- [Task requirements]:
All of the material should be reproduced exactly, with pictures left out.

- [Given information]:
#####

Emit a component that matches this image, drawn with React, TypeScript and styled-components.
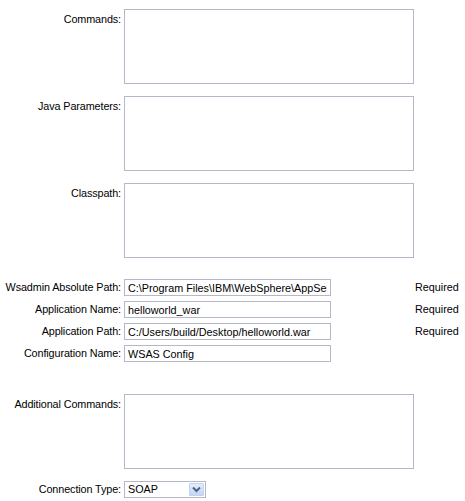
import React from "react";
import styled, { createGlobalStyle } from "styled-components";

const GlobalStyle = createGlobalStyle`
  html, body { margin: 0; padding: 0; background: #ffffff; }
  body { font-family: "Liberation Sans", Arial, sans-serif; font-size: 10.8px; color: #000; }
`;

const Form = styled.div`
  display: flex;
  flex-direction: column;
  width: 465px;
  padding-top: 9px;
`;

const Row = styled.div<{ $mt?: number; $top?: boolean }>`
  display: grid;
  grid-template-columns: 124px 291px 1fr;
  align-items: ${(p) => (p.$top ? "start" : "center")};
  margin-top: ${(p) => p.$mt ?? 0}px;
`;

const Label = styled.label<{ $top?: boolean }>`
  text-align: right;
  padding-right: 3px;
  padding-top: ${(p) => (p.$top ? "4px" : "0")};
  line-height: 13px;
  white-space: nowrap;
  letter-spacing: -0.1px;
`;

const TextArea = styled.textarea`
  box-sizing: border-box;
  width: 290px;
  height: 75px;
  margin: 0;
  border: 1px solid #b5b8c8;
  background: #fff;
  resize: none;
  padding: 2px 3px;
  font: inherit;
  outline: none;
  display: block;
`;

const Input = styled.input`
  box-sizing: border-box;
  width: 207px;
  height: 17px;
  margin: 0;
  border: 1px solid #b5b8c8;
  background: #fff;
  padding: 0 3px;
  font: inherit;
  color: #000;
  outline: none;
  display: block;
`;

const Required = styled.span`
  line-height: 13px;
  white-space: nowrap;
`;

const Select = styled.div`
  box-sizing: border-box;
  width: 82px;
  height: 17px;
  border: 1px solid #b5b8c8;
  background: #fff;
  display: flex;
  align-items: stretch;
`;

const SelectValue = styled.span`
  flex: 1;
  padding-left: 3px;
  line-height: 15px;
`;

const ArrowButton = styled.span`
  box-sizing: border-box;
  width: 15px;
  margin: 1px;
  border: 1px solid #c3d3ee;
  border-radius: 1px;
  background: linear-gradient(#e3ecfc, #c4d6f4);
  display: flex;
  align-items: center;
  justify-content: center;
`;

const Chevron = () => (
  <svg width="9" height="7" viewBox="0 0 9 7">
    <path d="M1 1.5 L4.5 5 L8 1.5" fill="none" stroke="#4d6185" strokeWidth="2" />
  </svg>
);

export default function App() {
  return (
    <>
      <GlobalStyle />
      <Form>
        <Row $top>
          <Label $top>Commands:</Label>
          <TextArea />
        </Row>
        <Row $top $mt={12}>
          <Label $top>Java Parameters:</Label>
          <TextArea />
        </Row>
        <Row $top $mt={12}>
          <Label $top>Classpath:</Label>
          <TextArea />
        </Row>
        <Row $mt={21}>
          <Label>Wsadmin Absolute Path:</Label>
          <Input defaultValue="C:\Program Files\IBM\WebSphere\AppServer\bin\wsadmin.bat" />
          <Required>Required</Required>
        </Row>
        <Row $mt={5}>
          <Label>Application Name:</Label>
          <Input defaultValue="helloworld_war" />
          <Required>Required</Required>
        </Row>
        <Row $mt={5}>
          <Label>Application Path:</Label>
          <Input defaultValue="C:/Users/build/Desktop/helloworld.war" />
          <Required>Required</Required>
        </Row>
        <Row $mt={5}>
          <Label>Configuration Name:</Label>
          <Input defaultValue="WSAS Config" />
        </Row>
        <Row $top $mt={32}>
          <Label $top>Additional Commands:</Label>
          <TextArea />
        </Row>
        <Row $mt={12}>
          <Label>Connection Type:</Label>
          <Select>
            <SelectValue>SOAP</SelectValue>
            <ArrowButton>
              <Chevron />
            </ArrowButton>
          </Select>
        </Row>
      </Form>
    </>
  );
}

#####

- [Answer to the problem]:
Emit a component that matches this image, drawn with React, TypeScript and styled-components.
import React from "react";
import styled, { createGlobalStyle } from "styled-components";

const GlobalStyle = createGlobalStyle`
  html, body { margin: 0; padding: 0; background: #ffffff; }
  body { font-family: "Liberation Sans", Arial, sans-serif; font-size: 10.8px; color: #000; }
`;

const Form = styled.div`
  display: flex;
  flex-direction: column;
  width: 465px;
  padding-top: 9px;
`;

const Row = styled.div<{ $mt?: number; $top?: boolean }>`
  display: grid;
  grid-template-columns: 124px 291px 1fr;
  align-items: ${(p) => (p.$top ? "start" : "center")};
  margin-top: ${(p) => p.$mt ?? 0}px;
`;

const Label = styled.label<{ $top?: boolean }>`
  text-align: right;
  padding-right: 3px;
  padding-top: ${(p) => (p.$top ? "4px" : "0")};
  line-height: 13px;
  white-space: nowrap;
  letter-spacing: -0.1px;
`;

const TextArea = styled.textarea`
  box-sizing: border-box;
  width: 290px;
  height: 75px;
  margin: 0;
  border: 1px solid #b5b8c8;
  background: #fff;
  resize: none;
  padding: 2px 3px;
  font: inherit;
  outline: none;
  display: block;
`;

const Input = styled.input`
  box-sizing: border-box;
  width: 207px;
  height: 17px;
  margin: 0;
  border: 1px solid #b5b8c8;
  background: #fff;
  padding: 0 3px;
  font: inherit;
  color: #000;
  outline: none;
  display: block;
`;

const Required = styled.span`
  line-height: 13px;
  white-space: nowrap;
`;

const Select = styled.div`
  box-sizing: border-box;
  width: 82px;
  height: 17px;
  border: 1px solid #b5b8c8;
  background: #fff;
  display: flex;
  align-items: stretch;
`;

const SelectValue = styled.span`
  flex: 1;
  padding-left: 3px;
  line-height: 15px;
`;

const ArrowButton = styled.span`
  box-sizing: border-box;
  width: 15px;
  margin: 1px;
  border: 1px solid #c3d3ee;
  border-radius: 1px;
  background: linear-gradient(#e3ecfc, #c4d6f4);
  display: flex;
  align-items: center;
  justify-content: center;
`;

const Chevron = () => (
  <svg width="9" height="7" viewBox="0 0 9 7">
    <path d="M1 1.5 L4.5 5 L8 1.5" fill="none" stroke="#4d6185" strokeWidth="2" />
  </svg>
);

export default function App() {
  return (
    <>
      <GlobalStyle />
      <Form>
        <Row $top>
          <Label $top>Commands:</Label>
          <TextArea />
        </Row>
        <Row $top $mt={12}>
          <Label $top>Java Parameters:</Label>
          <TextArea />
        </Row>
        <Row $top $mt={12}>
          <Label $top>Classpath:</Label>
          <TextArea />
        </Row>
        <Row $mt={21}>
          <Label>Wsadmin Absolute Path:</Label>
          <Input defaultValue="C:\Program Files\IBM\WebSphere\AppServer\bin\wsadmin.bat" />
          <Required>Required</Required>
        </Row>
        <Row $mt={5}>
          <Label>Application Name:</Label>
          <Input defaultValue="helloworld_war" />
          <Required>Required</Required>
        </Row>
        <Row $mt={5}>
          <Label>Application Path:</Label>
          <Input defaultValue="C:/Users/build/Desktop/helloworld.war" />
          <Required>Required</Required>
        </Row>
        <Row $mt={5}>
          <Label>Configuration Name:</Label>
          <Input defaultValue="WSAS Config" />
        </Row>
        <Row $top $mt={32}>
          <Label $top>Additional Commands:</Label>
          <TextArea />
        </Row>
        <Row $mt={12}>
          <Label>Connection Type:</Label>
          <Select>
            <SelectValue>SOAP</SelectValue>
            <ArrowButton>
              <Chevron />
            </ArrowButton>
          </Select>
        </Row>
      </Form>
    </>
  );
}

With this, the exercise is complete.